On the other side of the barricades is the amalgam of the Sri Lanka Podujana Peramuna (the SLFP’s populist wing) and the parliamentary Joint Opposition (JO). It is the fastest growing political movement I have seen in this country in my lifetime, surpassing even the growth rate of the Sri Lanka Mahajana Party (SLMP) led by Vijaya Kumaratunga in the 1980s and the DUNF of Lalith Athulathmudali and Gamini Dissanaike in the early 1990s. It operates on the grid superbly built from bottom up by Basil Rajapaksa for his brother Mahinda.
The populist opposition movement seems to have erupted out of the earth itself, with massive crowds enthusiastically participating, vocally interacting and urging on Mahinda Rajapaksa to defeat the government. Mahinda himself departs from his script and responds spontaneously to the promptings and suggestions of the massive crowds. In my political memory (which goes back to 1964 and includes seeing Madam Bandaranaike address the Senate) the country has never witnessed such a powerful comeback by a political leader.
Interestingly and uniquely, this political phenomenon is commonly referred to by its symbol: ‘Pohottuwa’. This means it has seized the public imagination. A populist anti-Establishment movement of a nationalist character, it has the advantage of being led by a mainstream national leader, Mahinda Rajapaksa, who is making a comeback just as Churchill, de Gaulle, Indira Gandhi and Vladimir Putin did. None of those leaders headed a populist movement, but classic Third World comebacks have been of nationalist or patriotic leaders heading populist movements, be they radical or umbrella movements containing right, left and moderate-centrist camps. The classic comebacks have been Latin American: Argentina’s Juan Peron, the paradigmatic populist, and Nicaragua’s Daniel Ortega, heading the Sandinista Front.

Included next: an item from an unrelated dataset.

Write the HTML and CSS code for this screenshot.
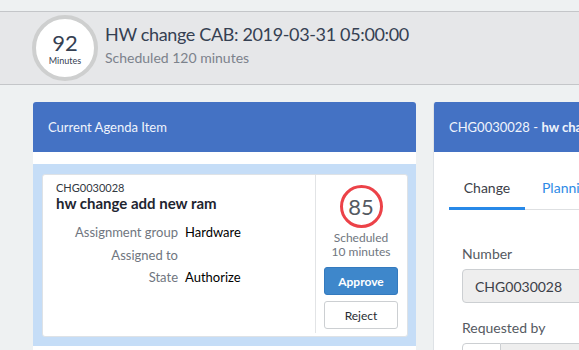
FILE: index.html
```html
<!DOCTYPE html>
<html lang="en">

<head>
    <meta charset="UTF-8" />
    <meta name="viewport" content="width=device-width, initial-scale=1.0" />
    <title>CAB Workbench</title>
    <link rel="stylesheet" href="styles.css">
</head>

<body class="page">
    <header class="meeting-bar">
        <div class="timer-ring">
            <span class="timer-num">92</span>
            <span class="timer-unit">Minutes</span>
        </div>
        <div class="meeting-info">
            <h1 class="meeting-title">HW change CAB: 2019-03-31 05:00:00</h1>
            <p class="meeting-sub">Scheduled 120 minutes</p>
        </div>
    </header>

    <main class="board">
        <section class="panel panel-agenda">
            <div class="panel-head">Current Agenda Item</div>
            <div class="agenda-body">
                <div class="agenda-card">
                    <div class="agenda-main">
                        <div class="item-number">CHG0030028</div>
                        <div class="item-title">hw change add new ram</div>
                        <div class="field-list">
                            <div class="field-row">
                                <span class="field-label">Assignment group</span>
                                <span class="field-value">Hardware</span>
                            </div>
                            <div class="field-row">
                                <span class="field-label">Assigned to</span>
                                <span class="field-value"></span>
                            </div>
                            <div class="field-row">
                                <span class="field-label">State</span>
                                <span class="field-value">Authorize</span>
                            </div>
                        </div>
                    </div>
                    <div class="agenda-side">
                        <div class="count-ring">85</div>
                        <div class="count-text">Scheduled</div>
                        <div class="count-text">10 minutes</div>
                        <button class="btn btn-approve">Approve</button>
                        <button class="btn btn-reject">Reject</button>
                    </div>
                </div>
            </div>
        </section>

        <section class="panel panel-record">
            <div class="panel-head"><span>CHG0030028 - <b>hw change add new ram</b></span></div>
            <div class="record-body">
                <nav class="tabs">
                    <span class="tab tab-active">Change</span>
                    <span class="tab">Planning</span>
                </nav>
                <div class="form">
                    <label class="form-label">Number</label>
                    <div class="form-input readonly">CHG0030028</div>
                    <label class="form-label">Requested by</label>
                    <div class="form-ref">
                        <span class="ref-btn"></span>
                        <span class="ref-input"></span>
                    </div>
                </div>
            </div>
        </section>
    </main>
</body>

</html>
```

FILE: styles.css
```css
.page {
    margin: 0;
    background-color: rgb(238, 241, 242);
    font-family: Lato, "Open Sans", sans-serif;
    overflow: hidden;
    height: 350px;
}

.meeting-bar {
    margin-top: 11px;
    height: 72px;
    display: flex;
    align-items: center;
    padding-left: 32px;
    background-color: rgb(230, 231, 233);
    border-top: 1px solid rgb(196, 198, 201);
    border-bottom: 1px solid rgb(196, 198, 201);
}

.timer-ring {
    width: 58px;
    height: 58px;
    border: 4px solid rgb(206, 207, 207);
    border-radius: 50%;
    background-color: rgb(255, 255, 255);
    display: flex;
    flex-direction: column;
    align-items: center;
    justify-content: center;
    color: rgb(53, 64, 82);
}

.timer-num {
    font-size: 22px;
    line-height: 25px;
}

.timer-unit {
    font-size: 9px;
    line-height: 12px;
}

.meeting-info {
    margin-left: 7px;
    margin-top: -8px;
}

.meeting-title {
    margin: 0;
    font-size: 18px;
    letter-spacing: -0.35px;
    font-weight: 400;
    line-height: 22px;
    color: rgb(53, 64, 82);
}

.meeting-sub {
    margin: 4px 0 0 0;
    font-size: 14px;
    color: rgb(124, 130, 140);
}

.board {
    display: flex;
    gap: 17px;
    padding: 17px 0 0 33px;
}

.panel {
    border-radius: 3px 3px 0 0;
    overflow: hidden;
    flex-shrink: 0;
}

.panel-head {
    height: 50px;
    display: flex;
    align-items: center;
    padding-left: 15px;
    background-color: rgb(68, 114, 196);
    color: rgb(240, 244, 252);
    font-size: 13px;
    white-space: nowrap;
}

.panel-agenda {
    width: 383px;
    background-color: rgb(255, 255, 255);
}

.agenda-body {
    margin-top: 12px;
    padding: 10px 8px 9px 9px;
    background-color: rgb(197, 221, 247);
}

.agenda-card {
    display: flex;
    height: 161px;
    background-color: rgb(255, 255, 255);
    border: 1px solid rgb(222, 226, 230);
    border-radius: 3px;
}

.agenda-main {
    flex: 1;
    padding: 6px 13px;
}

.item-number {
    font-size: 11px;
    color: rgb(51, 57, 66);
}

.item-title {
    margin-top: 0;
    font-size: 15px;
    font-weight: 700;
    color: rgb(30, 37, 48);
}

.field-list {
    margin-top: 9px;
}

.field-row {
    display: flex;
    gap: 7px;
    height: 22.5px;
    align-items: center;
    font-size: 13px;
}

.field-label {
    width: 122px;
    text-align: right;
    color: rgb(112, 118, 128);
}

.field-value {
    color: rgb(0, 0, 0);
}

.agenda-side {
    width: 74px;
    padding: 10px 9px 0 8px;
    margin-bottom: 3px;
    border-left: 1px solid rgb(226, 228, 230);
    display: flex;
    flex-direction: column;
    align-items: center;
}

.count-ring {
    width: 37px;
    height: 37px;
    border: 3px solid rgb(236, 66, 72);
    border-radius: 50%;
    display: flex;
    align-items: center;
    justify-content: center;
    font-size: 22px;
    color: rgb(85, 90, 98);
    margin-bottom: 3px;
}

.count-text {
    font-size: 12px;
    line-height: 14px;
    text-align: center;
    color: rgb(112, 118, 128);
}

.btn {
    width: 74px;
    height: 28px;
    border-radius: 3px;
    font-family: inherit;
    font-size: 12px;
    padding: 0;
}

.btn-approve {
    margin-top: 8px;
    border: 1px solid rgb(52, 122, 190);
    background-color: rgb(62, 135, 203);
    color: rgb(255, 255, 255);
    font-weight: 700;
}

.btn-reject {
    margin-top: 6px;
    border: 1px solid rgb(204, 207, 210);
    background-color: rgb(255, 255, 255);
    color: rgb(40, 44, 50);
}

.panel-record {
    width: 300px;
    background-color: rgb(255, 255, 255);
    border-left: 1px solid rgb(222, 226, 230);
}

.record-body {
    padding: 0 0 0 15px;
    height: 200px;
}

.tabs {
    display: flex;
    padding-top: 21px;
    border-bottom: 1px solid rgb(222, 224, 226);
}

.tab {
    padding: 6px 0 11px 0;
    width: 76px;
    font-size: 14px;
    color: rgb(45, 138, 230);
    margin-right: 17px;
    text-align: left;
}

.tab-active {
    text-align: center;
    color: rgb(60, 64, 72);
    border-bottom: 3px solid rgb(40, 137, 232);
    margin-bottom: -1px;
}

.form {
    padding: 35px 0 0 13px;
}

.form-label {
    display: block;
    font-size: 14px;
    color: rgb(85, 90, 98);
    margin-bottom: 7px;
}

.form-input {
    box-sizing: border-box;
    height: 34px;
    border: 1px solid rgb(204, 207, 210);
    border-radius: 4px;
    background-color: rgb(238, 238, 238);
    display: flex;
    align-items: center;
    padding-left: 12px;
    font-size: 14px;
    color: rgb(60, 64, 72);
    margin-bottom: 16px;
}

.form-ref {
    display: flex;
    height: 34px;
}

.ref-btn {
    width: 37px;
    border: 1px solid rgb(204, 207, 210);
    border-radius: 4px 0 0 4px;
    background-color: rgb(255, 255, 255);
}

.ref-input {
    flex: 1;
    border: 1px solid rgb(204, 207, 210);
    border-left: 0;
    background-color: rgb(238, 238, 238);
}
```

The strident public threat of Prime Minister Wickremesinghe, Champika Ranawaka and Rajitha Senaratne that Mahinda Rajapaksa and/or Gotabhaya’s civic rights are likely to be removed in accordance with the (alleged) recommendation of PRECIFAC will not only be counterproductively polarizing, it simply cannot hold. Mahinda is vastly more popular and stronger than Madam Bandaranaike was when her civic rights were removed (1980), while today’s UNP government is vastly less popular than its predecessor of 1977. The economy in 1980 was growing at 8%.
With low growth, and a Presidential election inescapable next year, hawkishness will blow-back at the Provincial Council elections of 2018, and at all subsequent elections. An invulnerable Mahinda proxy candidate (Chamal, Dinesh?) can sweep the Presidential election next year on the promise of restoring MR’s civic rights in 24 hours –rather like the slogan of ‘Sinhala Only in 24 hours’, which did the trick in 1956.
As the Parliamentary election follows, not precedes, the Presidential election, Mahinda will have his civic rights back in time to run for Prime Ministerial office in 2020. The anti-UNP backlash after the eclipse of Neoliberal Democracy in 2019-2020 won’t be pretty– remember 1970 and its aftermath. So the UNP shouldn’t even think about it.
By February 11th this year the electoral outcome would have shocked the UNP and the country’s pro-UNP, pro-Western elite. This has happened more than once before. In a two-part think-piece entitled “1956: The Cultural Revolution That Shook the Left” and “The Left Awakens from Romance to Reality”, in the Ceylon Observer Magazine Edition, May 16th & 23rd, 1967, Mervyn de Silva, aged 37 at the time, retrospectively reflected on 1956, prospectively shed light on the anti-UNP Opposition front that crystalized at Bogambara, Kandy, in 1968 and prophetically signaled the fall of the rightwing government in 1970 (three years after his essay’s publication). The present Prime Minister’s parents, the most influential bosses in Lake House at the time, scoffed at his warnings, marginalizing and persecuting Mervyn for his critical insight:
“The singular characteristic of a genuine mass movement is not only that it becomes the physical expression of the mass mind in action but that the popular will continuously impresses itself on the leadership, pushing and patterning it to the often inarticulate though feverish needs of the masses…
…In the course of one century, this English-educated class was totally alienated from the people, uprooted from the soil. This apartness deepened the cleavage to a point where a Disraeli might have said there were two nations. The gap between the one percent (or what Mr. Mettananda was to call ‘the microscopic minority’) and the rest was never bridged even with Independence.
It was a class therefore destined for a rude shock…Meanwhile the masses lay dormant; watching, waiting, resentful. By 1956 the equation was complete, the issues, the new class, the leader, the political alignments, the socioeconomic forces which would jet-propel the masses into action. In 1956 they moved: they moved with such a terrific momentum that it shattered the Right (temporarily) and shocked the Left. For both it was a traumatic experience.” (Mervyn de Silva, Ceylon Observer Magazine, May 1967)
In Sri Lanka, History moves in cycles. The present PM’s parents were the ideologues-cum-strategists of the insensitive, myopically arrogant rightwing elite that was ousted by the nationalist-populist ‘Silent Revolution’ of 1956. Today, the Second ‘Silent Revolution’ against the UNP-driven government is led by five sons of two iconic patriarchs of 1956, DA Rajapaksa and Philip Gunawardena: Mahinda, Basil, Chamal, Gota and Dinesh. History is about to repeat itself. My father may well be proven right yet again.